A gay couple in southwestern France on Wednesday filed a criminal complaint against a mayor who refused to wed them in defiance of a landmark law, one of a small band of diehards holding out against same-sex marriages.
Jean-Michel Colo, the mayor of Arcangues, stirred up controversy by becoming the first French official to formally refuse to marry a gay couple — Jean-Michel Martin and Guy Martineau-Espel — and then making several combative statements.
Isabelle Duguet, the couple’s lawyer, said she had filed a complaint against Colo for discrimination and refusal to carry out his official duties. The 60-year-old has been mayor of Arcangues for three decades.
Duguet said he could face a five-year jail term and a 75,000-euro ($98,000) fine and described her clients’ situation as “intolerable, especially unjust, degrading and discriminatory”.
Defending his stand, Colo said earlier: “For me, marriage is for a woman and man to have children. I am not discriminating as a same-sex couple is sterile. It’s a parody of equality, it’s a big lie.”
“I will go to the gallows” rather than back down, Colo said.
Jean-Yves Clouet, the mayor of the small town of Mesanger in northwestern France, has also voiced his defiance, saying: “I have my convictions and I will not carry out these kind of marriages, that’s for sure.”

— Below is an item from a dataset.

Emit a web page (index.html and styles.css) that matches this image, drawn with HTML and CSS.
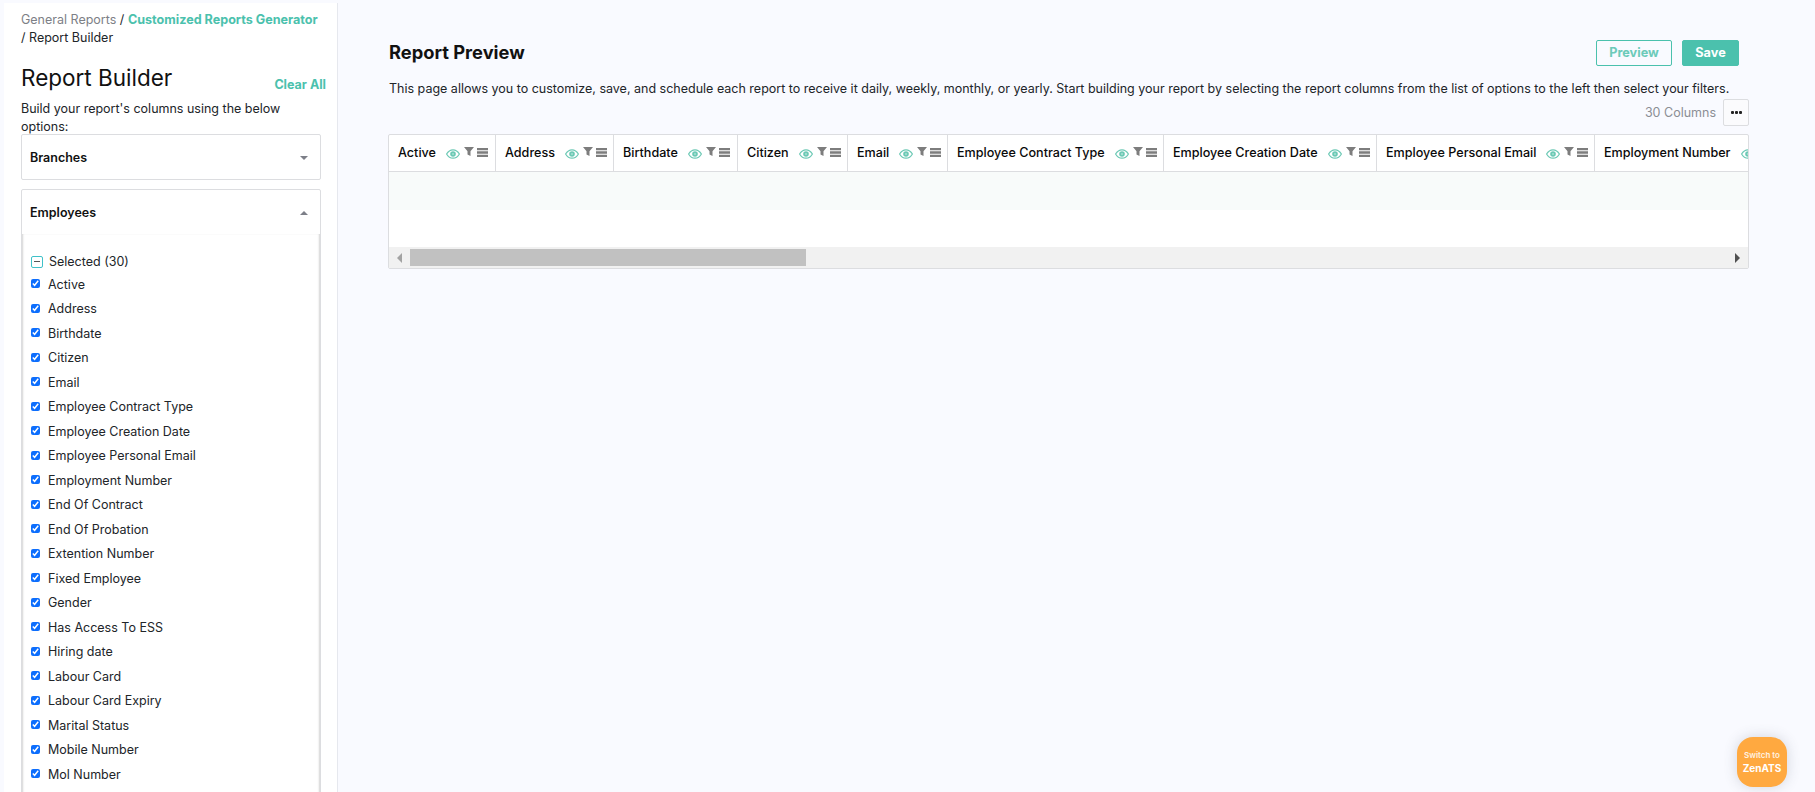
FILE: index.html
```html
<!doctype html>
<html lang="en">
<head>
    <meta charset="UTF-8">
    <title>Report Builder</title>
    <link rel="stylesheet" href="styles.css">
</head>
<body>
<svg class="defs" width="0" height="0">
    <symbol id="i-eye" viewBox="0 0 14 10">
        <path d="M.6 5C2.2 2.2 4.4.8 7 .8s4.800 1.400 6.400 4.200C11.800 7.800 9.600 9.200 7 9.200S2.200 7.800.6 5z" fill="none" stroke="#6cc9b5" stroke-width="1.200"/>
        <circle cx="7" cy="5" r="2.800" fill="#6cc9b5"/>
        <circle cx="7" cy="5" r="1" fill="#a8e0d3"/>
    </symbol>
    <symbol id="i-filter" viewBox="0 0 10 9">
        <path d="M0 0h10L6.500 4.200V9L3.500 7.600V4.200z" fill="#7d7d7d"/>
    </symbol>
    <symbol id="i-menu" viewBox="0 0 11 9">
        <path d="M0 0h11v2.300H0zM0 3.350h11v2.300H0zM0 6.700h11V9H0z" fill="#7d7d7d"/>
    </symbol>
</svg>

<div class="page">
    <aside class="sidebar">
        <div class="crumbs">
            <span class="crumb-muted">General Reports</span> / <a class="crumb-link">Customized Reports Generator</a> / Report Builder
        </div>
        <div class="builder-head">
            <h2>Report Builder</h2>
            <a class="clear-all">Clear All</a>
        </div>
        <p class="builder-hint">Build your report's columns using the below options:</p>

        <div class="panel panel-closed">
            <span>Branches</span>
            <i class="caret caret-down"></i>
        </div>

        <div class="panel panel-open">
            <div class="panel-title">
                <span>Employees</span>
                <i class="caret caret-up"></i>
            </div>
            <div class="panel-body">
                <div class="selected-row">
                    <i class="minus-box"></i>
                    <span>Selected (30)</span>
                </div>
                <ul class="options">
                    <li><input type="checkbox" checked>Active</li>
                    <li><input type="checkbox" checked>Address</li>
                    <li><input type="checkbox" checked>Birthdate</li>
                    <li><input type="checkbox" checked>Citizen</li>
                    <li><input type="checkbox" checked>Email</li>
                    <li><input type="checkbox" checked>Employee Contract Type</li>
                    <li><input type="checkbox" checked>Employee Creation Date</li>
                    <li><input type="checkbox" checked>Employee Personal Email</li>
                    <li><input type="checkbox" checked>Employment Number</li>
                    <li><input type="checkbox" checked>End Of Contract</li>
                    <li><input type="checkbox" checked>End Of Probation</li>
                    <li><input type="checkbox" checked>Extention Number</li>
                    <li><input type="checkbox" checked>Fixed Employee</li>
                    <li><input type="checkbox" checked>Gender</li>
                    <li><input type="checkbox" checked>Has Access To ESS</li>
                    <li><input type="checkbox" checked>Hiring date</li>
                    <li><input type="checkbox" checked>Labour Card</li>
                    <li><input type="checkbox" checked>Labour Card Expiry</li>
                    <li><input type="checkbox" checked>Marital Status</li>
                    <li><input type="checkbox" checked>Mobile Number</li>
                    <li><input type="checkbox" checked>Mol Number</li>
                </ul>
            </div>
        </div>
    </aside>

    <main class="content">
        <div class="content-head">
            <h1>Report Preview</h1>
            <div class="actions">
                <button class="btn btn-outline">Preview</button>
                <button class="btn btn-fill">Save</button>
            </div>
        </div>
        <p class="intro">This page allows you to customize, save, and schedule each report to receive it daily, weekly, monthly, or yearly. Start building your report by selecting the report columns from the list of options to the left then select your filters.</p>
        <div class="table-tools">
            <span>30 Columns</span>
            <button class="more-btn"><i></i><i></i><i></i></button>
        </div>

        <div class="grid">
            <div class="grid-head">
                <div class="col col-1">Active<span class="col-icons"><svg class="ic-eye"><use href="#i-eye"/></svg><svg class="ic-filter"><use href="#i-filter"/></svg><svg class="ic-menu"><use href="#i-menu"/></svg></span></div>
                <div class="col col-2">Address<span class="col-icons"><svg class="ic-eye"><use href="#i-eye"/></svg><svg class="ic-filter"><use href="#i-filter"/></svg><svg class="ic-menu"><use href="#i-menu"/></svg></span></div>
                <div class="col col-3">Birthdate<span class="col-icons"><svg class="ic-eye"><use href="#i-eye"/></svg><svg class="ic-filter"><use href="#i-filter"/></svg><svg class="ic-menu"><use href="#i-menu"/></svg></span></div>
                <div class="col col-4">Citizen<span class="col-icons"><svg class="ic-eye"><use href="#i-eye"/></svg><svg class="ic-filter"><use href="#i-filter"/></svg><svg class="ic-menu"><use href="#i-menu"/></svg></span></div>
                <div class="col col-5">Email<span class="col-icons"><svg class="ic-eye"><use href="#i-eye"/></svg><svg class="ic-filter"><use href="#i-filter"/></svg><svg class="ic-menu"><use href="#i-menu"/></svg></span></div>
                <div class="col col-6">Employee Contract Type<span class="col-icons"><svg class="ic-eye"><use href="#i-eye"/></svg><svg class="ic-filter"><use href="#i-filter"/></svg><svg class="ic-menu"><use href="#i-menu"/></svg></span></div>
                <div class="col col-7">Employee Creation Date<span class="col-icons"><svg class="ic-eye"><use href="#i-eye"/></svg><svg class="ic-filter"><use href="#i-filter"/></svg><svg class="ic-menu"><use href="#i-menu"/></svg></span></div>
                <div class="col col-8">Employee Personal Email<span class="col-icons"><svg class="ic-eye"><use href="#i-eye"/></svg><svg class="ic-filter"><use href="#i-filter"/></svg><svg class="ic-menu"><use href="#i-menu"/></svg></span></div>
                <div class="col col-9">Employment Number<span class="col-icons"><svg class="ic-eye"><use href="#i-eye"/></svg><svg class="ic-filter"><use href="#i-filter"/></svg><svg class="ic-menu"><use href="#i-menu"/></svg></span></div>
            </div>
            <div class="grid-row"></div>
            <div class="grid-empty"></div>
            <div class="scrollbar">
                <i class="arrow arrow-left"></i>
                <div class="track"><div class="thumb"></div></div>
                <i class="arrow arrow-right"></i>
            </div>
        </div>
    </main>
</div>

<button class="switch-btn"><small>Switch to</small><b>ZenATS</b></button>
</body>
</html>
```

FILE: styles.css
```css
* {
    box-sizing: border-box;
}

html, body {
    height: 100%;
    margin: 0;
    overflow: hidden;
}

body {
    background: #f9faff;
    color: #212529;
    font-family: Inter, "Noto Sans", sans-serif;
    font-size: 12.500px;
    line-height: 18px;
}

.defs {
    display: block;
    height: 0;
}

.page {
    display: flex;
    height: 792px;
    padding-top: 3px;
    overflow: hidden;
}

/* left column */
.sidebar {
    flex: none;
    width: 334px;
    margin-left: 4px;
    padding: 8px 15px 0 17px;
    background: #fff;
    border-right: 1px solid #e6e8ee;
    overflow: hidden;
}

.crumbs {
    width: 300px;
    line-height: 18px;
}

.crumb-muted {
    color: #7d8086;
}

.crumb-link {
    color: #4bc1ad;
    font-weight: 700;
    font-size: 12.600px;
}

.builder-head {
    display: flex;
    justify-content: space-between;
    align-items: flex-end;
    margin-top: 15px;
    width: 305px;
}

.builder-head h2 {
    margin: 0;
    font-size: 22.500px;
    line-height: 32px;
    font-weight: 400;
    color: #111;
}

.clear-all {
    color: #4bc1ad;
    font-weight: 700;
    line-height: 18px;
}

.builder-hint {
    margin: 6px 0 -2px;
    width: 290px;
}

.panel {
    width: 300px;
    background: #fff;
    border: 1px solid #dcdde0;
    border-radius: 2px;
}

.panel-closed {
    display: flex;
    justify-content: space-between;
    align-items: center;
    height: 46px;
    padding: 2px 12px 0 8px;
    font-weight: 600;
    color: #111;
}

.panel-open {
    margin-top: 9px;
}

.panel-title {
    display: flex;
    justify-content: space-between;
    align-items: center;
    height: 44px;
    padding: 2px 12px 0 8px;
    font-weight: 600;
    color: #111;
}

.panel-body {
    padding: 19px 9px 40px;
    box-shadow: inset 2px 0 2px -1px #d4d4d4, inset -2px 0 2px -1px #d4d4d4;
}

.caret {
    width: 0;
    height: 0;
    border-left: 4px solid transparent;
    border-right: 4px solid transparent;
}

.caret-down {
    border-top: 4px solid #7d7f88;
}

.caret-up {
    border-bottom: 4px solid #7d7f88;
}

.selected-row {
    display: flex;
    align-items: center;
    gap: 6px;
    height: 18px;
}

.minus-box {
    position: relative;
    width: 12px;
    height: 12px;
    border: 1px solid #3fc1c9;
    border-radius: 2px;
}

.minus-box::after {
    content: "";
    position: absolute;
    left: 2px;
    right: 2px;
    top: 4px;
    height: 1px;
    background: #555;
}

.options {
    list-style: none;
    margin: 1.500px 0 0;
    padding: 0;
}

.options li {
    display: flex;
    align-items: center;
    height: 24.500px;
    white-space: nowrap;
}

.options input {
    width: 9px;
    height: 9px;
    margin: 0 8px 2px 0;
    accent-color: #0d6efd;
}

/* report area */
.content {
    flex: 1;
    min-width: 0;
    padding: 0 0 0 50px;
}

.content-head {
    display: flex;
    justify-content: space-between;
    align-items: center;
    width: 1351px;
    padding-top: 37px;
}

.content-head h1 {
    margin: 0 0 2px 1px;
    font-size: 18.300px;
    line-height: 24px;
    font-weight: 700;
    color: #111;
}

.actions {
    display: flex;
    gap: 10px;
}

.btn {
    height: 26px;
    border-radius: 2px;
    font: 700 12.700px/18px Inter, sans-serif;
    padding: 0;
}

.btn-outline {
    width: 76px;
    background: transparent;
    border: 1px solid #4bc1ad;
    color: #6ccab9;
}

.btn-fill {
    width: 57px;
    background: #4bc1ad;
    border: 1px solid #4bc1ad;
    color: #fff;
}

.intro {
    margin: 14px 0 0 1px;
    white-space: nowrap;
}

.table-tools {
    display: flex;
    justify-content: flex-end;
    align-items: center;
    gap: 7px;
    width: 1361px;
    margin-top: 1px;
    color: #8b8e94;
}

.more-btn {
    display: flex;
    justify-content: center;
    align-items: center;
    gap: 1px;
    width: 26px;
    height: 27px;
    padding: 0;
    background: #fbfbfd;
    border: 1px solid #dcdde0;
    border-radius: 2px;
}

.more-btn i {
    width: 3px;
    height: 3px;
    background: #222;
    border-radius: 1px;
}

.grid {
    width: 1361px;
    margin-top: 8px;
    background: #fff;
    border: 1px solid #dcdde0;
    border-radius: 2px;
    overflow: hidden;
}

.grid-head {
    display: flex;
    height: 37px;
    border-bottom: 1px solid #dcdde0;
}

.col {
    flex: none;
    display: flex;
    align-items: center;
    padding: 0 0 1px 9px;
    border-right: 1px solid #dcdde0;
    font-size: 12.600px;
    font-weight: 500;
    color: #0a0a0a;
    white-space: nowrap;
}

.col-1 { width: 107px; }
.col-2 { width: 118px; }
.col-3 { width: 124px; }
.col-4 { width: 110px; }
.col-5 { width: 100px; }
.col-6 { width: 216px; }
.col-7 { width: 213px; }
.col-8 { width: 218px; }
.col-9 { width: 218px; border-right: 0; }

.col-icons {
    display: flex;
    align-items: center;
    margin-left: 10px;
}

.ic-eye {
    width: 14px;
    height: 10px;
    margin-top: 2px;
}

.ic-filter {
    width: 10px;
    height: 9px;
    margin: -2px 0 0 4px;
}

.ic-menu {
    width: 11px;
    height: 9px;
    margin: -1px 0 0 3px;
}

.grid-row {
    height: 38px;
    background: #f8fbfa;
}

.grid-empty {
    height: 37px;
}

.scrollbar {
    display: flex;
    align-items: center;
    height: 21px;
    background: #f1f1f1;
}

.arrow {
    flex: none;
    width: 21px;
    display: flex;
    justify-content: center;
}

.arrow::before {
    content: "";
    border-top: 5px solid transparent;
    border-bottom: 5px solid transparent;
}

.arrow-left::before {
    border-right: 5px solid #a3a3a3;
}

.arrow-right::before {
    border-left: 5px solid #505050;
}

.track {
    flex: 1;
    height: 17px;
}

.thumb {
    width: 396px;
    height: 100%;
    background: #c1c1c1;
}

/* floating switch button */
.switch-btn {
    position: absolute;
    left: 1737px;
    top: 737px;
    display: flex;
    flex-direction: column;
    align-items: center;
    width: 50px;
    height: 50px;
    padding: 12px 0 0;
    border: 0;
    border-radius: 16px;
    background: #ffa940;
    box-shadow: 0 0 14px rgba(60, 70, 90, .2);
    color: #fff;
    font-family: Inter, sans-serif;
}

.switch-btn small {
    font-size: 8px;
    line-height: 12px;
    font-weight: 600;
    opacity: .85;
}

.switch-btn b {
    font-size: 10px;
    line-height: 14px;
    font-weight: 700;
}
```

But Clouet said he would not have any problems if one of his deputies officiated, adding: “If this law had existed in 2008, I would not have been a mayoral candidate.”
In April, France became the 14th country to legalise same-sex marriage after President Francois Hollande, who had made the issue a major electoral plank, signed the measure into law following months of bitter political debate.

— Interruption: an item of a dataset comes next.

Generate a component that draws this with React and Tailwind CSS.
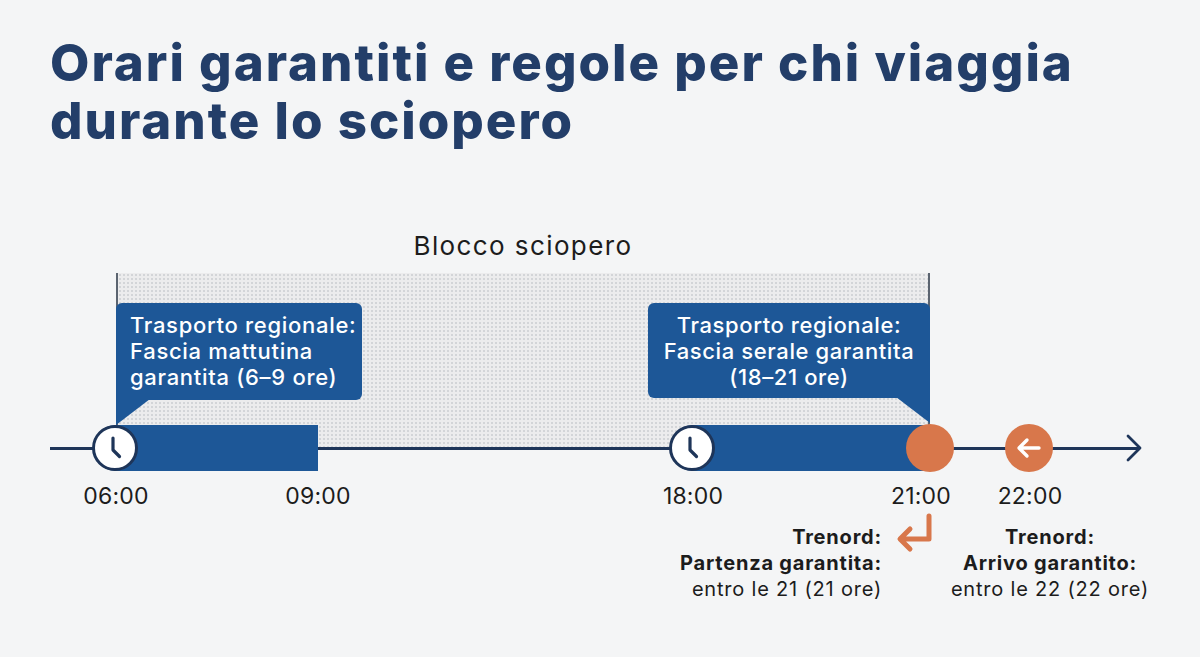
import React from 'react';

const NAVY = '#1e3559';

const Clock = ({ left }) => (
  <div className={`absolute top-[195px] flex h-[46px] w-[46px] items-center justify-center rounded-full border-[3px] border-[#1e3559] bg-white ${left}`}>
    <svg width="32" height="32" viewBox="0 0 32 32" fill="none">
      <path d="M14 6 L14 18 L20.5 24.5" stroke={NAVY} strokeWidth="3.2" strokeLinecap="round" strokeLinejoin="round" />
    </svg>
  </div>
);

const TimeLabel = ({ center, children }) => (
  <div className={`absolute top-[251px] w-[100px] -translate-x-1/2 text-center text-[23px] leading-[30px] tracking-[0.2px] text-[#1c1c1c] ${center}`}>
    {children}
  </div>
);

const App = () => {
  return (
    <div className="relative h-[657px] w-[1200px] overflow-hidden bg-[#f4f5f6] font-['Inter','Noto_Sans',sans-serif]">
      <h1 className="pl-[50px] pt-[34px] text-[51px] font-extrabold leading-[58px] tracking-[2px] text-[#233e69]">
        Orari garantiti e regole per chi viaggia
        <br />
        durante lo sciopero
      </h1>

      {/* timeline diagram */}
      <div className="absolute left-0 top-[230px] h-[427px] w-[1200px]">
        <div className="absolute left-[116px] top-0 w-[814px] text-center text-[26px] leading-[32px] tracking-[1.4px] text-[#1c1c1c]">
          Blocco sciopero
        </div>

        {/* strike block */}
        <div className="absolute left-[116px] top-[43px] h-[175px] w-[814px] border-x-2 border-[#5b6470] bg-[#ececed] bg-[radial-gradient(#d3d5d8_0.9px,transparent_1px)] bg-[length:4px_4px]" />

        {/* morning callout */}
        <div className="absolute left-[116px] top-[73px] h-[97px] w-[246px] rounded-md rounded-bl-none bg-[#1d5797] pl-[14px] pt-[9px] text-[22px] font-medium leading-[26px] tracking-[0.7px] text-white">
          Trasporto regionale:
          <br />
          Fascia mattutina
          <br />
          garantita (6–9 ore)
        </div>
        <svg className="absolute left-[116px] top-[169px]" width="36" height="28" viewBox="0 0 36 28">
          <polygon points="0,0 34,0 0,26" fill="#1d5797" />
        </svg>

        {/* evening callout */}
        <div className="absolute left-[648px] top-[73px] h-[95px] w-[282px] rounded-md rounded-br-none bg-[#1d5797] pt-[9px] text-center text-[22px] font-medium leading-[26px] tracking-[0.6px] text-white">
          Trasporto regionale:
          <br />
          Fascia serale garantita
          <br />
          (18–21 ore)
        </div>
        <svg className="absolute left-[894px] top-[167px]" width="36" height="28" viewBox="0 0 36 28">
          <polygon points="2,0 36,0 36,26" fill="#1d5797" />
        </svg>

        {/* axis */}
        <div className="absolute left-[50px] top-[217px] h-[2.5px] w-[1090px] bg-[#1e3559]" />
        <svg className="absolute left-[1124px] top-[204px]" width="20" height="28" viewBox="0 0 20 28">
          <path d="M4 2 L16 14 L4 26" stroke={NAVY} strokeWidth="2.8" fill="none" strokeLinecap="round" strokeLinejoin="round" />
        </svg>

        {/* bars */}
        <div className="absolute left-[93px] top-[195px] h-[46px] w-[225px] rounded-l-full bg-[#1d5797]" />
        <div className="absolute left-[670px] top-[195px] h-[46px] w-[260px] rounded-l-full bg-[#1d5797]" />
        <Clock left="left-[92px]" />
        <Clock left="left-[669px]" />

        {/* orange markers */}
        <div className="absolute left-[906px] top-[194px] h-[48px] w-[48px] rounded-full bg-[#d8774b]" />
        <div className="absolute left-[1005px] top-[194px] flex h-[48px] w-[48px] items-center justify-center rounded-full bg-[#d8774b]">
          <svg width="28" height="24" viewBox="0 0 28 24" fill="none">
            <path d="M24 12 H5 M12 4 L4 12 L12 20" stroke="#fff" strokeWidth="3.4" strokeLinecap="round" strokeLinejoin="round" />
          </svg>
        </div>

        <TimeLabel center="left-[116px]">06:00</TimeLabel>
        <TimeLabel center="left-[318px]">09:00</TimeLabel>
        <TimeLabel center="left-[693px]">18:00</TimeLabel>
        <TimeLabel center="left-[921px]">21:00</TimeLabel>
        <TimeLabel center="left-[1030px]">22:00</TimeLabel>

        {/* departure note */}
        <div className="absolute left-[560px] top-[294px] flex w-[322px] flex-col items-end text-[20px] leading-[26px] tracking-[0.8px] text-[#1c1c1c]">
          <div className="font-bold">Trenord:</div>
          <div className="font-bold">Partenza garantita:</div>
          <div>entro le 21 (21 ore)</div>
        </div>
        <svg className="absolute left-[892px] top-[283px]" width="44" height="40" viewBox="0 0 44 40">
          <path d="M37 3 V26 H9 M18 16 L8 26 L18 36" stroke="#d8774b" strokeWidth="5" fill="none" strokeLinecap="round" strokeLinejoin="round" />
        </svg>

        {/* arrival note */}
        <div className="absolute left-[930px] top-[294px] flex w-[240px] flex-col items-center text-[20px] leading-[26px] tracking-[0.8px] text-[#1c1c1c]">
          <div className="font-bold">Trenord:</div>
          <div className="font-bold">Arrivo garantito:</div>
          <div>entro le 22 (22 ore)</div>
        </div>
      </div>
    </div>
  );
};

export default App;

The first gay marriage in France was held on May 29.
Martin said he and his partner had offered a compromise solution to the Arcangues mayor but were spurned.
“Our initial aim was to create the least waves possible, without any publicity or media presence,” Martin said.
“To respect his beliefs, we even told him that we were ready to get married not in the town hall but in our home in the presence of a magistrate but he refused this too.”
The couple, who have been living since 2003 in Arcangues — a small commune of 3,000 residents — say they want to get married to ensure pension and inheritance rights.
“It is now time to turn to the law,” said Martineau-Espel. “We had been ready to make concessions earlier, now we want the marriage to be held at the town hall.”
Interior Minister Manuel Valls warned Colo of “significant sanctions”, telling reporters that any public servants refusing to respect the law would be guilty of discrimination and thus risk up to three years in prison, as well as paying 45,000 euros in damages.
Colo’s stand has been applauded by the likes of Serge Harismendy, who heads the local chapter of the anti-gay marriage movement “Manif pour tous.” He said Colo had “dared to confront threats and pressure”.
Opposition to the legislation started as a grassroots campaign which was backed by the Roman Catholic church.
The right-wing opposition then jumped into the fray and the movement ballooned in the run-up to the passing of the law.